§ **DATA EXCERPT**
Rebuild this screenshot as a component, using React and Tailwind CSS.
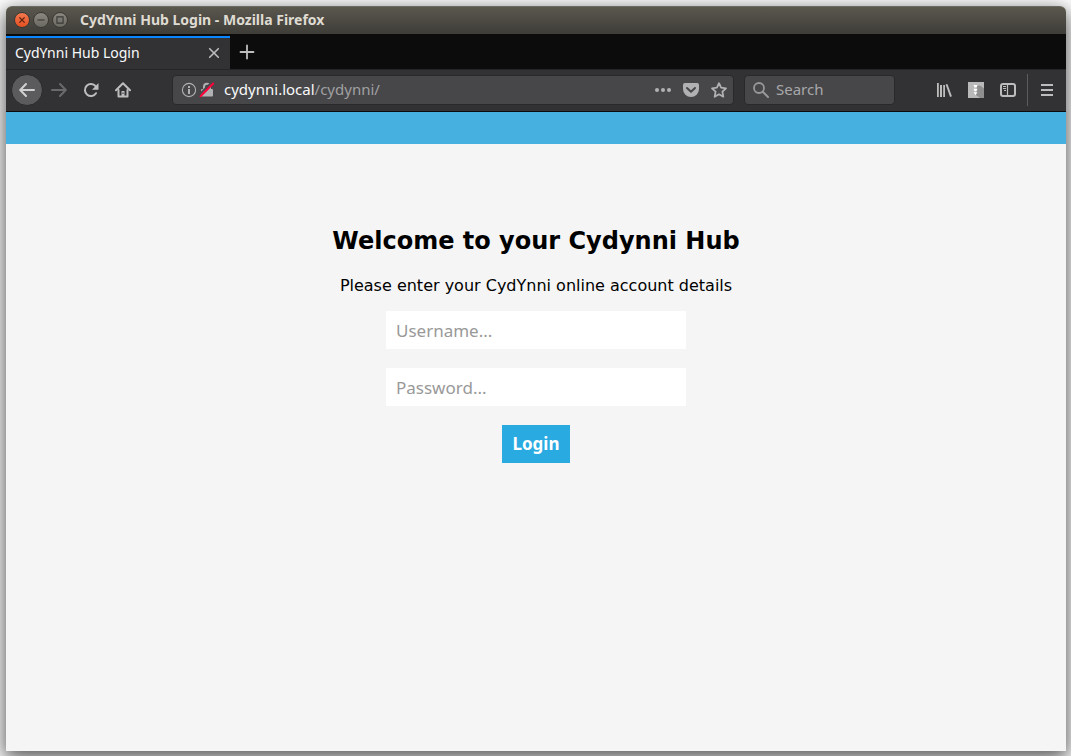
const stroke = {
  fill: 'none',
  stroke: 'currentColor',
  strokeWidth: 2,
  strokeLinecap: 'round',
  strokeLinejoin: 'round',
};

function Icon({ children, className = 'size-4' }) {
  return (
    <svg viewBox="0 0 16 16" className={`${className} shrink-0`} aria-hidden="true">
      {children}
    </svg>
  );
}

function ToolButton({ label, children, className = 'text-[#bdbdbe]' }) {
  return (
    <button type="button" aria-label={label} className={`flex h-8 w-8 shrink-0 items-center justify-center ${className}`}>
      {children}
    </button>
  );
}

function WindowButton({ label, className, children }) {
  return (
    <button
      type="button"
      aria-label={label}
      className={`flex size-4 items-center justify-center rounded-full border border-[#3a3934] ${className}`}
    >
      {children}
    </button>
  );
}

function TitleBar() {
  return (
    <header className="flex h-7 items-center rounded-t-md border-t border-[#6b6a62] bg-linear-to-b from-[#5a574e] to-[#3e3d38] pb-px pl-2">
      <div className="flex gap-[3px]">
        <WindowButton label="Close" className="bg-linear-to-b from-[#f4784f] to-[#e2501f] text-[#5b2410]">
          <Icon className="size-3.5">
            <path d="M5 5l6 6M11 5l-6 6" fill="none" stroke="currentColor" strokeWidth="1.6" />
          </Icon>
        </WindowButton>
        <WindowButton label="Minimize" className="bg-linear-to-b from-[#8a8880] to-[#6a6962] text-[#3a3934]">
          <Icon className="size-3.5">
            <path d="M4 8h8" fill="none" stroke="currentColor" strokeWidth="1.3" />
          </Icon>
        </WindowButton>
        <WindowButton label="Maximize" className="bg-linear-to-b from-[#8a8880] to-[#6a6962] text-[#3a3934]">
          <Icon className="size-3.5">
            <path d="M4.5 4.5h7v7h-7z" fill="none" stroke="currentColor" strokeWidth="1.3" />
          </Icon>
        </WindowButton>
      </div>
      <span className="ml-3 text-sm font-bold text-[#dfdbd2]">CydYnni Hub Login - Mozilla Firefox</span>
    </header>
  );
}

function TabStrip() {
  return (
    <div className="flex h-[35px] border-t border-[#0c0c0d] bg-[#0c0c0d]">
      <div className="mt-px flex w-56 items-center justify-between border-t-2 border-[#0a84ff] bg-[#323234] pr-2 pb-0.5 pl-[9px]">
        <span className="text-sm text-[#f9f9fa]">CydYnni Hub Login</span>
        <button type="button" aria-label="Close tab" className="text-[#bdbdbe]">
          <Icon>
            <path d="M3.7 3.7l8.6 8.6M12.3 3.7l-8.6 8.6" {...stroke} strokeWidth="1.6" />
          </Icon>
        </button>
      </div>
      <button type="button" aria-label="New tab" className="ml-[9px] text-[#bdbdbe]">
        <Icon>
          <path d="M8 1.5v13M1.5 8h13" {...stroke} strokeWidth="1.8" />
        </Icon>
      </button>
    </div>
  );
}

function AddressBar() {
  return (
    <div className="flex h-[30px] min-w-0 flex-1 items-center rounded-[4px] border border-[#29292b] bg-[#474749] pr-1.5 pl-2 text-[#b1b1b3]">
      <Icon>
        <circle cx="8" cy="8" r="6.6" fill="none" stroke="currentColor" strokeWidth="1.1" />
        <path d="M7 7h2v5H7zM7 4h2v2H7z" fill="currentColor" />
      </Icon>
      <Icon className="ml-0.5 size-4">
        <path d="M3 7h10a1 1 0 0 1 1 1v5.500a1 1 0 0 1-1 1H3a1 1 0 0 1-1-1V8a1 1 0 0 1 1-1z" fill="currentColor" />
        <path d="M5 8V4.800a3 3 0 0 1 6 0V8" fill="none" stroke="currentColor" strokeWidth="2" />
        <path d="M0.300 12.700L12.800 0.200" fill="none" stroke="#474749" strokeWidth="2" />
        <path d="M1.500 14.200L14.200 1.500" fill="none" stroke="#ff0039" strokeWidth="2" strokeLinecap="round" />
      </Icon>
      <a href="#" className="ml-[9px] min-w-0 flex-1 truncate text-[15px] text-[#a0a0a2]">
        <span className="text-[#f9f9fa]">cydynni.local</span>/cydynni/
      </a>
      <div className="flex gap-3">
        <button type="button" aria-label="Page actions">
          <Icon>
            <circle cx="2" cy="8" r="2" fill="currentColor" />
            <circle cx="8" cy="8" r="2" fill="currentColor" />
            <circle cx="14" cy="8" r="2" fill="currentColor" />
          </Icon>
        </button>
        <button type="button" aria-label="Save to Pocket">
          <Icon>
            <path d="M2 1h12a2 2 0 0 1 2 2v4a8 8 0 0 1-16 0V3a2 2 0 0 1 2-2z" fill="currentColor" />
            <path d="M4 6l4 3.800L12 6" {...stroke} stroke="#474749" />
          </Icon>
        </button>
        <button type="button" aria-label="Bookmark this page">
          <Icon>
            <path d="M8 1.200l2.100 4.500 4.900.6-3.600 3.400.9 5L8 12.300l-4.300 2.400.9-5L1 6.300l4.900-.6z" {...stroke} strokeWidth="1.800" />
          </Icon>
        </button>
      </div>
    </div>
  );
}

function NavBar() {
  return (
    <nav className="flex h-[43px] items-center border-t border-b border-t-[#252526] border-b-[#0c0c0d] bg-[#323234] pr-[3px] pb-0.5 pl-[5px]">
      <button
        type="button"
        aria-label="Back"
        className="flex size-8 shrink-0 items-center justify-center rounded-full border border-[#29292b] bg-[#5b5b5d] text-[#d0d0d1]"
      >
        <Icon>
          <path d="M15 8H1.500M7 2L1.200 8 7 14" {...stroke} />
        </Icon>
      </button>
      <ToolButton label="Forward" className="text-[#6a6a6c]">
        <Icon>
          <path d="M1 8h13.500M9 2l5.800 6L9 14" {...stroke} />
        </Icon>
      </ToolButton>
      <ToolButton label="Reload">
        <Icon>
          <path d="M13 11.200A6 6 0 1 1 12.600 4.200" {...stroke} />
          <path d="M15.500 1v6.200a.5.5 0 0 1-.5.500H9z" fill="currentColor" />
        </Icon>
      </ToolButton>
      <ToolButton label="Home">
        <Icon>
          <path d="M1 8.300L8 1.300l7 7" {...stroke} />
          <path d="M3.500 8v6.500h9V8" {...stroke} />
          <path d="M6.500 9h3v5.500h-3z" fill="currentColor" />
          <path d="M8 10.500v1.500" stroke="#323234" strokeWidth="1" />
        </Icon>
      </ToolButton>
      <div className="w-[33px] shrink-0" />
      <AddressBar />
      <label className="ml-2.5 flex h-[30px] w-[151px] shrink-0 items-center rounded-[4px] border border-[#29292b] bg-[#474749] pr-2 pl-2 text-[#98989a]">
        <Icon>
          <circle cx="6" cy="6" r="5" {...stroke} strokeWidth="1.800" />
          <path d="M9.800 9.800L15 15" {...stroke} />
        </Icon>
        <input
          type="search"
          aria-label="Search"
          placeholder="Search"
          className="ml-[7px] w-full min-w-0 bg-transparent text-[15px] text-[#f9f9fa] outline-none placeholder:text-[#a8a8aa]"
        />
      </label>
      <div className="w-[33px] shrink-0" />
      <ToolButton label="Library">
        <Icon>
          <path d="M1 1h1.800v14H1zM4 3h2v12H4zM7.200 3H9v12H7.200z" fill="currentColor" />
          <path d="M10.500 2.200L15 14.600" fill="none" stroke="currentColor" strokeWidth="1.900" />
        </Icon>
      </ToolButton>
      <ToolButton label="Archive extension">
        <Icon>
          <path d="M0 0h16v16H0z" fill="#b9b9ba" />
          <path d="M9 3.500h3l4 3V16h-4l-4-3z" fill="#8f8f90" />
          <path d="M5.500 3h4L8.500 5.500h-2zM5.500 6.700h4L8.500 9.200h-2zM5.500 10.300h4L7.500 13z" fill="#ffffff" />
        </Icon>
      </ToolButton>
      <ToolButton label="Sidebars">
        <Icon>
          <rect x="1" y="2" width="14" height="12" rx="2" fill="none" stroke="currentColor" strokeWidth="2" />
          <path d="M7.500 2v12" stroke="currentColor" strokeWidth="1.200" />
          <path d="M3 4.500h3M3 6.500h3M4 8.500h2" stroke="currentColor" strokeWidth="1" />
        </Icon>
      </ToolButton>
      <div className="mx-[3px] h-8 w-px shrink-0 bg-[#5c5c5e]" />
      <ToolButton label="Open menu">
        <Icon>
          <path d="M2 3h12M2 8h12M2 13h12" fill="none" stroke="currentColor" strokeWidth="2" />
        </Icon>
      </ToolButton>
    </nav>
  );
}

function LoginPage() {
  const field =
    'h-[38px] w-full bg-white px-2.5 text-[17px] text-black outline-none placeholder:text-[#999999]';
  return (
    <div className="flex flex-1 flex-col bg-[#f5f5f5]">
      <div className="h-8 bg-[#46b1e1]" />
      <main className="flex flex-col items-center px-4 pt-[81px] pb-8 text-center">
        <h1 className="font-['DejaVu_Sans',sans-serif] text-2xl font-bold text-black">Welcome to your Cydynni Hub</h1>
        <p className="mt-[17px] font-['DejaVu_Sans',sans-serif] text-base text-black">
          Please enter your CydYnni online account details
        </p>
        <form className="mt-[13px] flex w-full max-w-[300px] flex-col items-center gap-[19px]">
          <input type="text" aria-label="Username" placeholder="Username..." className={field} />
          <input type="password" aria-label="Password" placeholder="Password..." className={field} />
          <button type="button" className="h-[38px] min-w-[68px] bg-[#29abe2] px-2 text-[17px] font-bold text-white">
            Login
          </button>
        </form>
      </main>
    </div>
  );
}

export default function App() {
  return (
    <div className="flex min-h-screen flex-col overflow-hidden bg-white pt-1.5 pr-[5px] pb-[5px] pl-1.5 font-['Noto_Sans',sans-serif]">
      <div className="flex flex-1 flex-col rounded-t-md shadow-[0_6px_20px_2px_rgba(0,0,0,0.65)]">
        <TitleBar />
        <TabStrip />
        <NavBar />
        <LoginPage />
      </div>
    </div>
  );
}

§ **WHAT IS BEING ASKED**
Filter the listing for the word "this" and copy every line that holds it.

§ **REPLY**
Rebuild this screenshot as a component, using React and Tailwind CSS.
        <button type="button" aria-label="Bookmark this page">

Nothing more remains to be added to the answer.